— Job —
Retype all of the listing exactly, passing over any picture you find.

— Data block —
____________________
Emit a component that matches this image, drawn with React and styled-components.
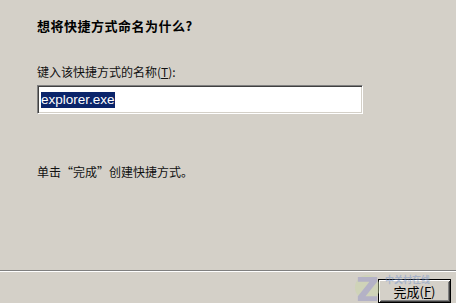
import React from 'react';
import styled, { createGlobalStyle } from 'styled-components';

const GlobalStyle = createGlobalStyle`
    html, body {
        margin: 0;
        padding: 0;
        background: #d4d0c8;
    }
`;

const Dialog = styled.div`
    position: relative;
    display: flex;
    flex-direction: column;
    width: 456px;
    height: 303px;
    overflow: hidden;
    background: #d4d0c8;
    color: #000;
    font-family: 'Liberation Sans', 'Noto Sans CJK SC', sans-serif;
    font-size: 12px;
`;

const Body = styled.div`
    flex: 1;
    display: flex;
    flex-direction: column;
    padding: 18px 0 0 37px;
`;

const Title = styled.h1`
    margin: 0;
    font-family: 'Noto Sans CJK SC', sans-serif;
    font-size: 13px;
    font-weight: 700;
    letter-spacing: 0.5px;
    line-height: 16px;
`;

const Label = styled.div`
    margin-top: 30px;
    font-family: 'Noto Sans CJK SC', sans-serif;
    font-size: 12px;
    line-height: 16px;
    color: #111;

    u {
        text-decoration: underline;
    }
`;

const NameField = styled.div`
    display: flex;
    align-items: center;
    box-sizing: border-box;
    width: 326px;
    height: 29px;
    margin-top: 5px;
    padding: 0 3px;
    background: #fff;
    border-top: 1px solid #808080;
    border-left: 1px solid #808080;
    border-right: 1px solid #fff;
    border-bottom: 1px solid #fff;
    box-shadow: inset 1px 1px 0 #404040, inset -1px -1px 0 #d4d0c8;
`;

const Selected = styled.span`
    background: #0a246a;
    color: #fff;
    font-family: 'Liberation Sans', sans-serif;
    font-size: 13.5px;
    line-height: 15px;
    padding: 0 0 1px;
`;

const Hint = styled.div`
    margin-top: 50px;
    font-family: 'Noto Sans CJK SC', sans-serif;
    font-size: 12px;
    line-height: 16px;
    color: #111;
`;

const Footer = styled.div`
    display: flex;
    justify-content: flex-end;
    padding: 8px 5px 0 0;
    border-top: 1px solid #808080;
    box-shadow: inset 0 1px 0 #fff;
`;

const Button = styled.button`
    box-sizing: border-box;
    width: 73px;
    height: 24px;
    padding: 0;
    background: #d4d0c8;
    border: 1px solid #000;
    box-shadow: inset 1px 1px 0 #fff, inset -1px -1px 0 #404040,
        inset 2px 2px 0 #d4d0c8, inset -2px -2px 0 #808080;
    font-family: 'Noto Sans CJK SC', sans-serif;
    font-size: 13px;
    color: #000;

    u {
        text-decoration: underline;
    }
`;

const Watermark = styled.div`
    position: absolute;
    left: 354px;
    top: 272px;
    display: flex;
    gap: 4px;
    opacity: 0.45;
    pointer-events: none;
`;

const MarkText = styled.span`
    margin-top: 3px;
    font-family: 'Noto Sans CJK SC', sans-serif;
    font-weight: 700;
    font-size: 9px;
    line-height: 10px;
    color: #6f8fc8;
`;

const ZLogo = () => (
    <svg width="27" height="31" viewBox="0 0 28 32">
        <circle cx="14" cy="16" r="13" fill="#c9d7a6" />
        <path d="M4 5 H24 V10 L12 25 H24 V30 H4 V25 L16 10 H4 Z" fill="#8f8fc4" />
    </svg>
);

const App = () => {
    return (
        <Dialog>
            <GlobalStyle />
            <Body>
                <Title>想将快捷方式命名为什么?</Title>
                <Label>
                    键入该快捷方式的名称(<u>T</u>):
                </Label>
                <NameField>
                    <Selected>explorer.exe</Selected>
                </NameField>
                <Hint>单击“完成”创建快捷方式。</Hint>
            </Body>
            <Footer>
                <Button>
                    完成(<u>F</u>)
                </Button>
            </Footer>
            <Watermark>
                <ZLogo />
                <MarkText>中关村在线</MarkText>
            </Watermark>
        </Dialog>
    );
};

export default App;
____________________
— Final result —
Emit a component that matches this image, drawn with React and styled-components.
import React from 'react';
import styled, { createGlobalStyle } from 'styled-components';

const GlobalStyle = createGlobalStyle`
    html, body {
        margin: 0;
        padding: 0;
        background: #d4d0c8;
    }
`;

const Dialog = styled.div`
    position: relative;
    display: flex;
    flex-direction: column;
    width: 456px;
    height: 303px;
    overflow: hidden;
    background: #d4d0c8;
    color: #000;
    font-family: 'Liberation Sans', 'Noto Sans CJK SC', sans-serif;
    font-size: 12px;
`;

const Body = styled.div`
    flex: 1;
    display: flex;
    flex-direction: column;
    padding: 18px 0 0 37px;
`;

const Title = styled.h1`
    margin: 0;
    font-family: 'Noto Sans CJK SC', sans-serif;
    font-size: 13px;
    font-weight: 700;
    letter-spacing: 0.5px;
    line-height: 16px;
`;

const Label = styled.div`
    margin-top: 30px;
    font-family: 'Noto Sans CJK SC', sans-serif;
    font-size: 12px;
    line-height: 16px;
    color: #111;

    u {
        text-decoration: underline;
    }
`;

const NameField = styled.div`
    display: flex;
    align-items: center;
    box-sizing: border-box;
    width: 326px;
    height: 29px;
    margin-top: 5px;
    padding: 0 3px;
    background: #fff;
    border-top: 1px solid #808080;
    border-left: 1px solid #808080;
    border-right: 1px solid #fff;
    border-bottom: 1px solid #fff;
    box-shadow: inset 1px 1px 0 #404040, inset -1px -1px 0 #d4d0c8;
`;

const Selected = styled.span`
    background: #0a246a;
    color: #fff;
    font-family: 'Liberation Sans', sans-serif;
    font-size: 13.5px;
    line-height: 15px;
    padding: 0 0 1px;
`;

const Hint = styled.div`
    margin-top: 50px;
    font-family: 'Noto Sans CJK SC', sans-serif;
    font-size: 12px;
    line-height: 16px;
    color: #111;
`;

const Footer = styled.div`
    display: flex;
    justify-content: flex-end;
    padding: 8px 5px 0 0;
    border-top: 1px solid #808080;
    box-shadow: inset 0 1px 0 #fff;
`;

const Button = styled.button`
    box-sizing: border-box;
    width: 73px;
    height: 24px;
    padding: 0;
    background: #d4d0c8;
    border: 1px solid #000;
    box-shadow: inset 1px 1px 0 #fff, inset -1px -1px 0 #404040,
        inset 2px 2px 0 #d4d0c8, inset -2px -2px 0 #808080;
    font-family: 'Noto Sans CJK SC', sans-serif;
    font-size: 13px;
    color: #000;

    u {
        text-decoration: underline;
    }
`;

const Watermark = styled.div`
    position: absolute;
    left: 354px;
    top: 272px;
    display: flex;
    gap: 4px;
    opacity: 0.45;
    pointer-events: none;
`;

const MarkText = styled.span`
    margin-top: 3px;
    font-family: 'Noto Sans CJK SC', sans-serif;
    font-weight: 700;
    font-size: 9px;
    line-height: 10px;
    color: #6f8fc8;
`;

const ZLogo = () => (
    <svg width="27" height="31" viewBox="0 0 28 32">
        <circle cx="14" cy="16" r="13" fill="#c9d7a6" />
        <path d="M4 5 H24 V10 L12 25 H24 V30 H4 V25 L16 10 H4 Z" fill="#8f8fc4" />
    </svg>
);

const App = () => {
    return (
        <Dialog>
            <GlobalStyle />
            <Body>
                <Title>想将快捷方式命名为什么?</Title>
                <Label>
                    键入该快捷方式的名称(<u>T</u>):
                </Label>
                <NameField>
                    <Selected>explorer.exe</Selected>
                </NameField>
                <Hint>单击“完成”创建快捷方式。</Hint>
            </Body>
            <Footer>
                <Button>
                    完成(<u>F</u>)
                </Button>
            </Footer>
            <Watermark>
                <ZLogo />
                <MarkText>中关村在线</MarkText>
            </Watermark>
        </Dialog>
    );
};

export default App;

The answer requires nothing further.